Wonseok Oh

I am a first-year M.S. student at the University of Michigan. I am currently majoring in Electrical and Computer Engineering (computer vision track).

I am currently a research intern under the guidance of Professor
Andrew Owens, focusing on multi-modal learning using sound.

Previously I was a research assistant at the ETRI, Daejeon, South Korea, working with Kimin Yun and Yongju Lee in the summer of 2021 and 2022.
I received a B.S. in Computer Science and Engineering at Korea University and a B.E. in Software Technology and Enterprise Program, Chemical and Biological Engineering in 2022 (triple major!).

My research interests are Computer Vision, Machine Learning, and Robotics. I'm most interested in computational creation using generative models and robot perception.

I'm looking for an internship in the summer and a lab to work with from the fall semester of 2025 :)

Recent Projects

EECS556 Image processing (Instructor: Liyue shen)

  1. Enhancing Multi-View Optical Illusion Generation with Latent Diffusion Models and Traditional Image Processing.
    Improve the perception of multi-view optical illusions by combining latent diffusion models with traditional image processing techniques. Our approach generates high-quality images from limited data and provides diverse transformations, including rotations and flips, to enhance the details usually obscured in 2D images.

EECS504 Foundations of Computer Vision (Instructor: Jason Corso)
Selected one of the best project

  1. Domain transfer of sketched facial image into realistic facial image to prevent crime (Vision detectives).
    Improve forensic methods by generating detailed images of criminals from sketches using the pSp model. Then refine these images by applying specific characteristics through InstructPix2Pix. Evaluate the approach with real sketches.

EECS598 Action and Perception (Instructor: Stella Yu)

  1. Robotic Adaptation Strategies: From Simulation to Real-World Execution with RMA.
    Enhanced and evaluated Rapid Motor Adaptation (RMA) for legged robots. Key components include fine-tuning RMA to better adapt to diverse terrains, comparing phase-1 and phase-2 adaptations, and methodically analyzing performance across a range of environmental challenges in the real world. JPG [1] [2] MP4 [1] [2] [3] [4] [5] [6] [7] [8]

EECS542 Advanced topics of computer vision (Instructor: Andrew Owens)

  1. Multimodal with Latent Diffusion Models to Advance Multi-View Optical Illusion Generation.
    Proposed a method that enhances latent diffusion models with multimodal inputs, including sound and text, to generate dynamic multi-view optical illusions.

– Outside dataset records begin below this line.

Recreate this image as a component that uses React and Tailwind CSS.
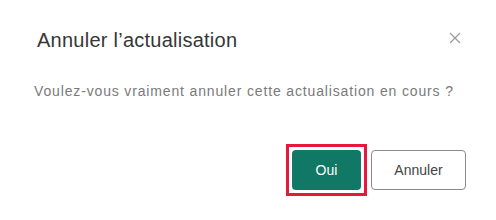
const App = () => {
  return (
    <div className="w-[496px] h-[220px] bg-white font-['Liberation_Sans',Arial,sans-serif] relative">
      <div className="flex items-start justify-between pl-[37px] pr-[33px] pt-[28px]">
        <h2 className="text-[20px] leading-[24px] tracking-[0.25px] text-[#363636]">Annuler l’actualisation</h2>
        <button className="w-[16px] h-[16px] mt-[2px] flex items-center justify-center text-[#9a9a9a]">
          <svg width="12" height="12" viewBox="0 0 12 12" fill="none" stroke="currentColor" strokeWidth="1.2">
            <path d="M1 1 L11 11 M11 1 L1 11" />
          </svg>
        </button>
      </div>
      <p className="pl-[34px] mt-[29px] text-[14px] leading-[20px] tracking-[0.85px] text-[#7a7a7a]">
        Voulez-vous vraiment annuler cette actualisation en cours ?
      </p>
      <div className="flex justify-end items-center gap-[4px] pr-[30px] mt-[43px]">
        <div className="border-[3px] border-[#e8173c] p-[3px]">
          <button className="w-[69px] h-[40px] rounded-[4px] bg-[#117865] text-white text-[14px]">
            Oui
          </button>
        </div>
        <button className="w-[95px] h-[40px] rounded-[4px] border border-[#8a8a8a] bg-white text-[#444] text-[14px]">
          Annuler
        </button>
      </div>
    </div>
  );
};

export default App;
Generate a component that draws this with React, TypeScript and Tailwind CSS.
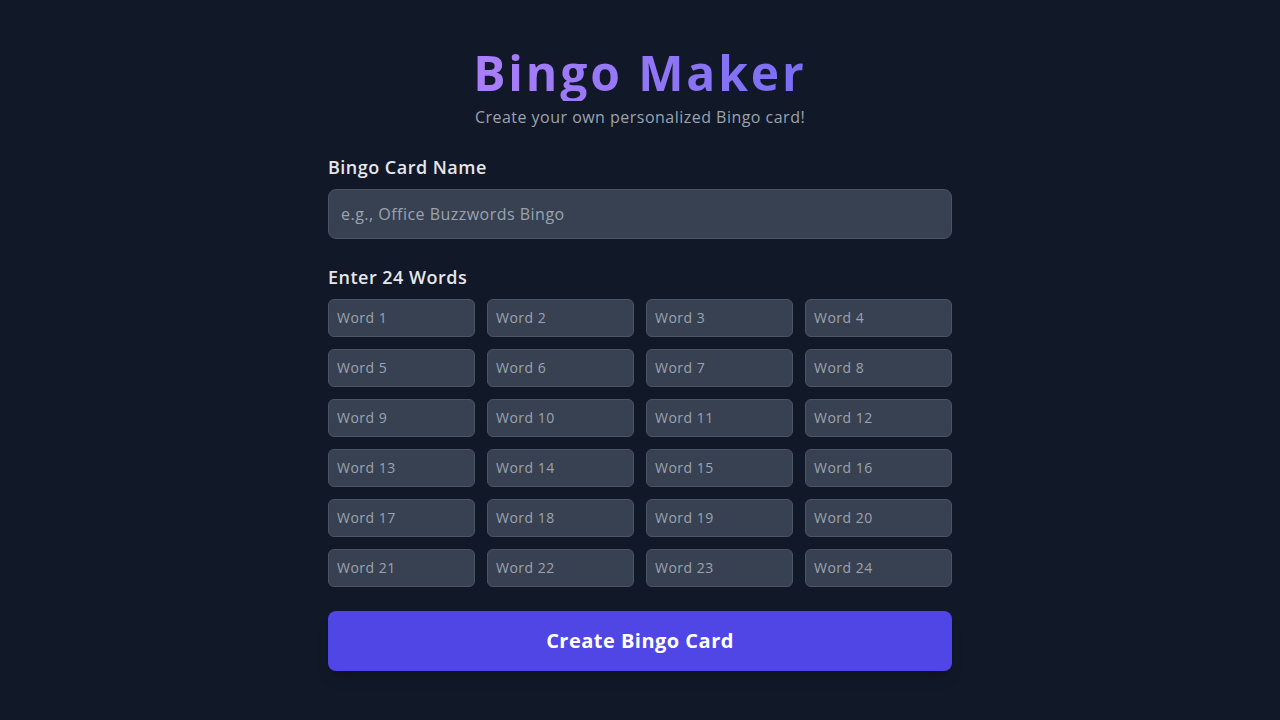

Demonstrate the feasibility of multimodal approaches in enhancing optical illusion generation, evidenced by superior CLIP scores.

EECS598 Biomedical Imaging (Instructor: Liyue shen)

  1. Generate Domain Knowledge Diffusion Models employing the Schrödinger Bridge to enhance data representation for rare diseases.
    By maintaining domain integrity using a domain phase loss method, high-fidelity images for medical imbalance datasets were made. The approach overcomes prior knowledge loss when transferring between domains, outperforming existing models in unpaired image-to-image translation.

EECS453 Principles of Machine Learning (Instructor: Qing Qu)

  1. Learning Accurate and Parsimonious Point Cloud Representations from Images. Making efficient point cloud Nerf.
    Combine the strengths of volumetric neural rendering and deep multi-view stereo, using neural 3D point clouds and features to efficiently model a radiance field, improving both efficiency and visual quality.